WRITTEN INSTRUCTION
Write the entries out again exactly as they stand, but without the pictures.

Interface markup and scripts
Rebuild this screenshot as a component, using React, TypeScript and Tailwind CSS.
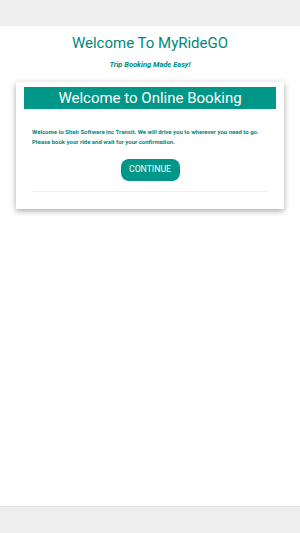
import React from 'react';

export default function App() {
  return (
    <div className="flex h-[533px] w-[300px] flex-col bg-white font-['Roboto','Liberation_Sans',sans-serif]">
      <div className="h-[26px] shrink-0 bg-[#eeeeee]" />
      <main className="flex flex-1 flex-col items-center">
        <h1 className="mt-[6px] text-[15px] leading-[22px] text-[#00897b]">Welcome To MyRideGO</h1>
        <p className="mt-[6px] text-[7.5px] font-bold italic leading-[10px] text-[#00897b]">Trip Booking Made Easy!</p>
        <div className="mt-[12px] w-[268px] bg-white px-2 pb-[17px] pt-[5px] shadow-[0_2px_6px_rgba(0,0,0,0.35)]">
          <div className="flex h-[22px] items-center justify-center bg-[#009688] text-[15px] text-white">
            Welcome to Online Booking
          </div>
          <div className="px-2">
            <p className="mt-[18px] text-[6px] font-bold leading-[10px] text-[#00897b]">
              Welcome to Shah Software inc Transit. We will drive you to wherever you need to go.
              <br />
              Please book your ride and wait for your confirmation.
            </p>
            <div className="mt-[12px] flex justify-center">
              <button className="h-[22px] w-[59px] rounded-[8px] bg-[#009688] text-[8.7px] text-white">CONTINUE</button>
            </div>
            <div className="mt-[10px] border-t border-[#f0f0f0]" />
          </div>
        </div>
      </main>
      <div className="h-[27px] shrink-0 border-t border-[#e6e6e6] bg-[#eeeeee]" />
    </div>
  );
}
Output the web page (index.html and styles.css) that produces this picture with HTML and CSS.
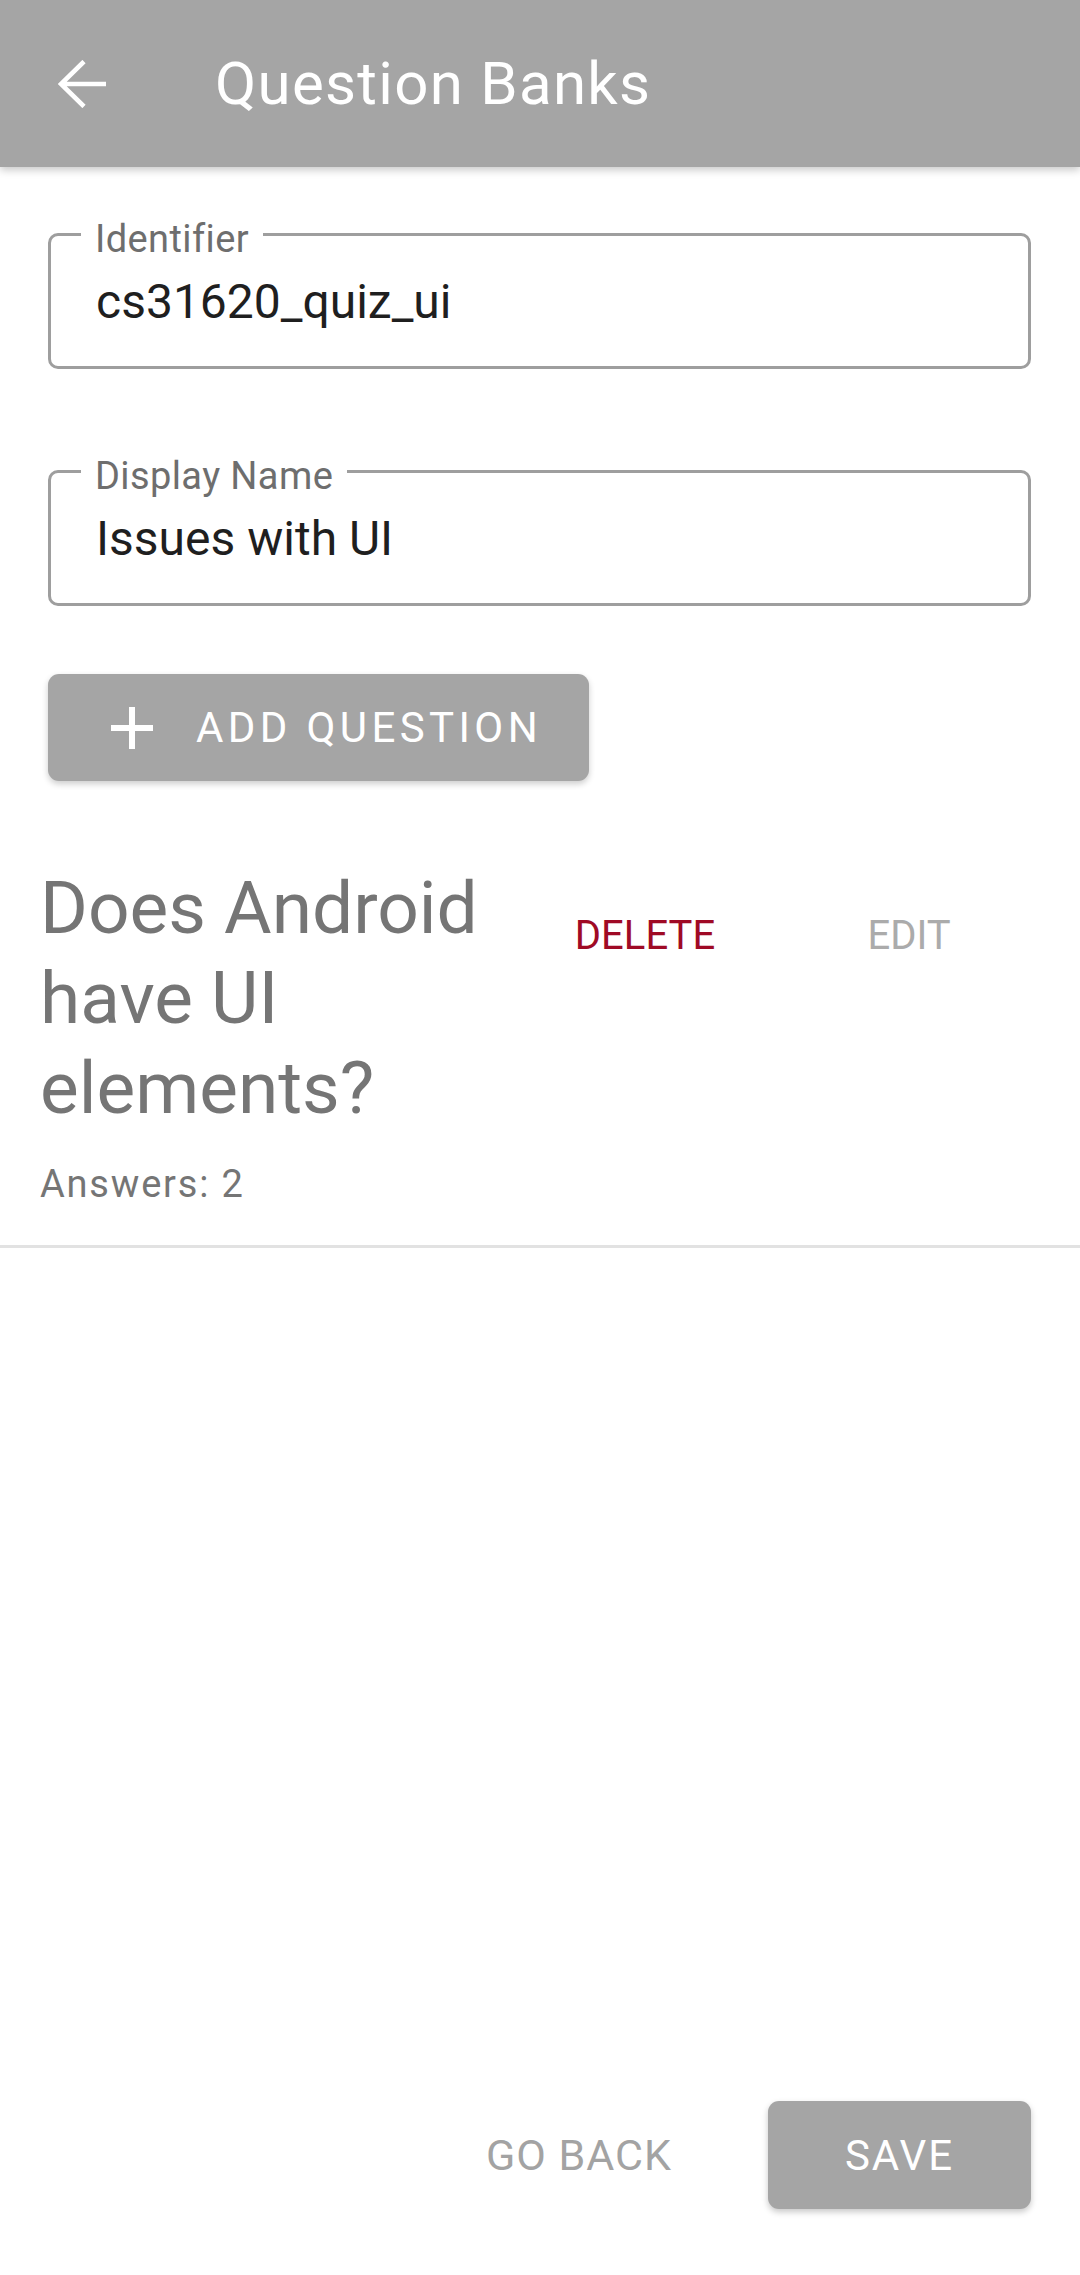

THE RESPONSE
Rebuild this screenshot as a component, using React, TypeScript and Tailwind CSS.
import React from 'react';

export default function App() {
  return (
    <div className="flex h-[533px] w-[300px] flex-col bg-white font-['Roboto','Liberation_Sans',sans-serif]">
      <div className="h-[26px] shrink-0 bg-[#eeeeee]" />
      <main className="flex flex-1 flex-col items-center">
        <h1 className="mt-[6px] text-[15px] leading-[22px] text-[#00897b]">Welcome To MyRideGO</h1>
        <p className="mt-[6px] text-[7.5px] font-bold italic leading-[10px] text-[#00897b]">Trip Booking Made Easy!</p>
        <div className="mt-[12px] w-[268px] bg-white px-2 pb-[17px] pt-[5px] shadow-[0_2px_6px_rgba(0,0,0,0.35)]">
          <div className="flex h-[22px] items-center justify-center bg-[#009688] text-[15px] text-white">
            Welcome to Online Booking
          </div>
          <div className="px-2">
            <p className="mt-[18px] text-[6px] font-bold leading-[10px] text-[#00897b]">
              Welcome to Shah Software inc Transit. We will drive you to wherever you need to go.
              <br />
              Please book your ride and wait for your confirmation.
            </p>
            <div className="mt-[12px] flex justify-center">
              <button className="h-[22px] w-[59px] rounded-[8px] bg-[#009688] text-[8.7px] text-white">CONTINUE</button>
            </div>
            <div className="mt-[10px] border-t border-[#f0f0f0]" />
          </div>
        </div>
      </main>
      <div className="h-[27px] shrink-0 border-t border-[#e6e6e6] bg-[#eeeeee]" />
    </div>
  );
}
Output the web page (index.html and styles.css) that produces this picture with HTML and CSS.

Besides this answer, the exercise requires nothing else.